The veto rights are there in black and white. [Interruption.] I hear someone from the Labour Benches say, “So?” Do they think it is a problem or not? Their colleagues in the Scottish Parliament think it is.
I am still making progress.
These are matters of substance: shortcomings identified and agreed by all parties in the Scottish Parliament. The Scottish Government have helpfully provided new clauses to the Devolution (Further Powers) Committee on those and other gaps in the Bill—amendments that would deliver on the Smith agreement in full. Will the Secretary of State agree now to introduce them as Government amendments? If he cannot offer that guarantee, I am happy to confirm that the Scottish National party will do so, so that the Bill can be given these most basic and essential improvements during its Committee stage.
In that respect, I want to remind the Secretary of State of the Government’s stated policy with regard to England, as set out in the Queen’s Speech, and to replace the word “England” with “Scotland” to create what I hope can be a new principle for the passage of this Bill—perhaps we can call it the Mundell principle— as follows: “That decisions affecting Scotland can be taken only with the consent of the majority of Members of Parliament representing constituencies in that part of our United Kingdom”. That means that if the majority of Scottish Members of this House, representing the views of the Scottish Parliament, desire a change to the Bill that affects only Scotland, his Government must not and should not stand in our path.
The Scottish Parliament and Government have set out the steps that must be taken to ensure that this legislation delivers on the Smith agreement. The Bill is a response to the referendum, but we now need an adequate response to the general election and the clear mandate for more powers that was delivered. I agree with the words of the Scottish Council for Voluntary Organisations in its briefing to Members on the Scotland Bill:
“As it stands, the Scotland Bill fails to recognise the sea change of opinion in Scotland and the wish for further devolution.”
That failure must now be remedied. If the Government are unwilling to give the people of Scotland what they want, the SNP will table the necessary amendments.
The manifesto on which I and my colleagues were elected was one that secured the support of more votes in Scotland than the Conservatives, the Labour party and the Liberal Democrats combined. We have been clear on our priorities for more powers, stating that
“we will prioritise devolution of powers over employment policy, including the minimum wage, welfare, business taxes, national insurance and equality policy—the powers we need to create jobs, grow revenues and lift people out of poverty.”
Those priorities will be the focus of our amendments in Committee and on Report. I hope that the Government will accept such changes as reflecting the clearly expressed will of a majority of Scottish Members on issues that affect Scotland only.
With meaningful powers over working-age benefits, we can protect Scottish society from the ideological attacks on our welfare state being undertaken by this Government. With responsibility for a full range of economic levers, we can work to support the job creators in Scotland. We can do more to create the wealth and share it more fairly. We can make more of our natural competitive and comparative advantages, boost exports and encourage innovation as we work to make Scotland’s economy more competitive and more productive.

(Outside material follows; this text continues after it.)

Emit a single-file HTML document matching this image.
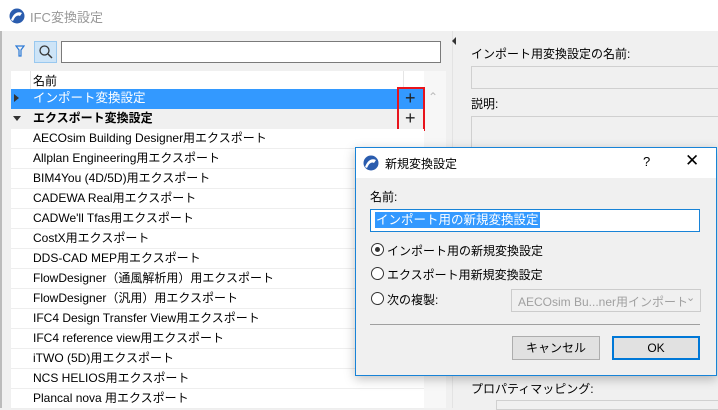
<!DOCTYPE html>
<html><head><meta charset="utf-8"><style>
*{box-sizing:border-box;margin:0;padding:0}
body{width:718px;height:408px;overflow:hidden;background:#f0f0f0;font-family:"Liberation Sans","Noto Sans CJK JP",sans-serif;font-size:12px;color:#000;position:relative}
.a{position:absolute}
.row{position:absolute;left:11px;width:413px;height:20px;line-height:19px;padding-left:22px;background:#fff;border-bottom:1px solid #eeeeee;white-space:nowrap}
</style></head><body>
<div class="a" style="left:0;top:0;width:718px;height:31px;background:#fff"></div>
<div class="a" style="left:0;top:31px;width:2px;height:377px;background:#bbb"></div>
<svg class="a" style="left:9px;top:8px" width="16" height="16"><circle cx="8" cy="8" r="7.5" fill="#2a5cae"/><path d="M2 12 Q6 2 13 5 L11 8 Q7 6 4 13Z" fill="#fff"/></svg>
<div class="a" style="left:30px;top:7px;font-size:13px;color:#999">IFC変換設定</div>
<svg class="a" style="left:15px;top:45px" width="10" height="12"><path d="M1 1 H9 L6 5 V11 H4 V5 Z" fill="none" stroke="#2c7ad6" stroke-width="1.2"/></svg>
<div class="a" style="left:34px;top:41px;width:23px;height:22px;background:#cde4f7;border:1px solid #99c8ef"></div>
<svg class="a" style="left:38px;top:44px" width="16" height="16"><circle cx="6.5" cy="6.5" r="4.5" fill="none" stroke="#333" stroke-width="1.3"/><path d="M10 10 L14 14" stroke="#333" stroke-width="1.5"/></svg>
<div class="a" style="left:61px;top:41px;width:380px;height:22px;background:#fff;border:1px solid #7a7a7a"></div>
<div class="a" style="left:11px;top:71px;width:413px;height:18px;background:#fff"></div>
<div class="a" style="left:30px;top:71px;width:1px;height:18px;background:#e5e5e5"></div>
<div class="a" style="left:403px;top:71px;width:1px;height:18px;background:#e5e5e5"></div>
<div class="a" style="left:33px;top:72px;font-size:12px">名前</div>
<div class="row" style="top:89px;background:#3399ff;color:#fff;border:none;font-size:12.5px">インポート変換設定</div>
<div class="a" style="left:14px;top:94px;width:0;height:0;border-left:5px solid #333;border-top:4px solid transparent;border-bottom:4px solid transparent"></div>
<div class="row" style="top:109px;background:#f0f0f0;font-weight:bold;border:none">エクスポート変換設定</div>
<div class="a" style="left:13px;top:116px;width:0;height:0;border-top:5px solid #333;border-left:4px solid transparent;border-right:4px solid transparent"></div>
<div class="a" style="left:424px;top:71px;width:22px;height:337px;background:#f7f7f7"></div>
<div class="a" style="left:428px;top:90px;color:#bbb;font-size:12px">&#8963;</div>
<div class="a" style="left:397px;top:87px;width:28px;height:44px;border:2px solid #e8141c"></div>
<div class="a" style="left:405px;top:89px;font-size:18px;line-height:18px;color:#222">+</div>
<div class="a" style="left:405px;top:109px;font-size:18px;line-height:18px;color:#222">+</div>
<div class="row" style="top:129px">AECOsim Building Designer用エクスポート</div>
<div class="row" style="top:149px">Allplan Engineering用エクスポート</div>
<div class="row" style="top:169px">BIM4You (4D/5D)用エクスポート</div>
<div class="row" style="top:189px">CADEWA Real用エクスポート</div>
<div class="row" style="top:209px">CADWe'll Tfas用エクスポート</div>
<div class="row" style="top:229px">CostX用エクスポート</div>
<div class="row" style="top:249px">DDS-CAD MEP用エクスポート</div>
<div class="row" style="top:269px">FlowDesigner（通風解析用）用エクスポート</div>
<div class="row" style="top:289px">FlowDesigner（汎用）用エクスポート</div>
<div class="row" style="top:309px">IFC4 Design Transfer View用エクスポート</div>
<div class="row" style="top:329px">IFC4 reference view用エクスポート</div>
<div class="row" style="top:349px">iTWO (5D)用エクスポート</div>
<div class="row" style="top:369px">NCS HELIOS用エクスポート</div>
<div class="row" style="top:389px">Plancal nova 用エクスポート</div>
<div class="a" style="left:452px;top:31px;width:1px;height:377px;background:#e3e3e3"></div>
<div class="a" style="left:452px;top:37px;width:0;height:0;border-right:4px solid #333;border-top:4px solid transparent;border-bottom:4px solid transparent"></div>
<div class="a" style="left:471px;top:45px">インポート用変換設定の名前:</div>
<div class="a" style="left:471px;top:66px;width:260px;height:23px;border:1px solid #d0d0d0;background:#f0f0f0"></div>
<div class="a" style="left:471px;top:95px">説明:</div>
<div class="a" style="left:471px;top:116px;width:260px;height:40px;border:1px solid #d0d0d0;border-bottom:none"></div>
<div class="a" style="left:471px;top:380px">プロパティマッピング:</div>
<div class="a" style="left:496px;top:400px;width:230px;height:10px;border:1px solid #d0d0d0"></div>
<!-- dialog -->
<div class="a" style="left:355px;top:147px;width:362px;height:229px;background:#f0f0f0;border:1px solid #1883d7;box-shadow:0 3px 10px rgba(0,0,0,.25)">
 <div class="a" style="left:0;top:0;width:360px;height:30px;background:#fff"></div>
 <svg class="a" style="left:7px;top:7px" width="16" height="16"><circle cx="8" cy="8" r="7.5" fill="#2a5cae"/><path d="M2 12 Q6 2 13 5 L11 8 Q7 6 4 13Z" fill="#fff"/></svg>
 <div class="a" style="left:29px;top:7px">新規変換設定</div>
 <div class="a" style="left:287px;top:6px;font-size:13px">?</div>
 <div class="a" style="left:329px;top:3px;font-size:17px;font-weight:300">✕</div>
 <div class="a" style="left:14px;top:40px">名前:</div>
 <div class="a" style="left:14px;top:61px;width:330px;height:23px;background:#fff;border:1px solid #1883d7"></div>
 <div class="a" style="left:19px;top:64px;background:#3399ff;color:#fff;font-size:12.5px;line-height:16px;padding:0 1px">インポート用の新規変換設定</div>
 <div class="a" style="left:15px;top:95px;width:13px;height:13px;border:1px solid #333;border-radius:50%;background:#fff"></div>
 <div class="a" style="left:19px;top:99px;width:5px;height:5px;border-radius:50%;background:#333"></div>
 <div class="a" style="left:31px;top:94px">インポート用の新規変換設定</div>
 <div class="a" style="left:15px;top:119px;width:13px;height:13px;border:1px solid #333;border-radius:50%;background:#fff"></div>
 <div class="a" style="left:31px;top:118px">エクスポート用新規変換設定</div>
 <div class="a" style="left:15px;top:144px;width:13px;height:13px;border:1px solid #333;border-radius:50%;background:#fff"></div>
 <div class="a" style="left:31px;top:143px">次の複製:</div>
 <div class="a" style="left:155px;top:141px;width:190px;height:23px;border:1px solid #ccc;background:#f0f0f0"></div>
 <div class="a" style="left:162px;top:145px;color:#a0a0a0">AECOsim Bu...ner用インポート</div>
 <div class="a" style="left:330px;top:143px;color:#a0a0a0;font-size:11px">&#8964;</div>
 <div class="a" style="left:14px;top:176px;width:330px;height:1px;background:#a0a0a0"></div>
 <div class="a" style="left:156px;top:188px;width:88px;height:24px;border:1px solid #adadad;background:#e1e1e1;text-align:center;line-height:22px">キャンセル</div>
 <div class="a" style="left:256px;top:188px;width:88px;height:24px;border:2px solid #0078d7;background:#e1e1e1;text-align:center;line-height:20px">OK</div>
</div>
</body></html>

These are more powers for a very clear purpose: to deliver policy that works better for the people of Scotland—policy for the many, not just for the few. As our manifesto made clear, we will seek to amend the Bill so that the Scottish Parliament can become responsible for all revenues raised in Scotland as part of a wider financial arrangement that includes borrowing powers. That is also part of our mandate.
The people have spoken, and the UK Government should respect their choice. We know that the UK Government blocked the devolution of many new powers during the very last hours of the Smith negotiations. They were wrong to do so, as the election result has made very clear. Press reports have revealed that very late drafts of the agreement, as negotiated between the Scottish parties, included
“proposals to devolve income tax personal allowances, employers’ National Insurance contributions, inheritance tax, and the power to create new taxes without Treasury approval.”
We are also told that Labour representatives on the Smith commission blocked plans to devolve additional powers on employment law, including the national minimum wage. I hope that the Labour party, in particular, will now shift its stance so that we can ensure that minimum wage levels are set by the Scottish Parliament, not by this Tory Government. I look forward to the Scottish Labour party adding its voice and vote in Committee to SNP amendments to devolve the minimum wage.
The delivery of substantial new powers for our Parliament has become the settled will of the Scottish people, as expressed in elections and opinion surveys. People want the devo-max that was promised in the final days of the referendum. Scotland deserves nothing less.
I am just concluding.
As a recent study by the Economic and Social Research Council has revealed, 63% of people in Scotland support the full devolution of both taxes and welfare benefits, including unemployment benefit. Our guiding principle should be that the people of Scotland get the form of government that they want. For almost two thirds of our fellow citizens, that is a Parliament in Scotland with substantially stronger powers than we have today and substantially stronger than are on offer in this Bill.
As our amendment on the Order Paper makes clear, we wish the Bill to progress into Committee so that it can be improved. Change is necessary, and I hope Government Front Benchers accept that reality. SNP Members will work with the Scottish Parliament to deliver the improvements to the Bill that are required—improvements that will first deliver the Smith agreement in full, and then give us the new powers Scotland needs to enable us to create more jobs and boost economic growth, to increase wages and opportunities across society and to deliver higher living standards for hard-pressed households.
The Westminster system has delivered growing inequality. The gap between the super-rich and the rest is growing at an unacceptable rate. We are among the most unequal societies anywhere in the world. Westminster is not working for the majority of people in Scotland—or arguably for the rest of the UK, either—and that is why there is such a clamour in Scotland for a new way of doing things and for the powers, in our own hands, to make a difference.
The UK Government have promised that this Bill will deliver the Smith commission in full, and that it will include proposals from the Scottish Government that were endorsed by the electorate in the general election. In the weeks ahead, the House of Commons will debate amendments that can strengthen the Bill. I hope that the Government will deliver on the vow, accept the verdict of the electorate and ensure that the Bill does deliver what the Scottish people require.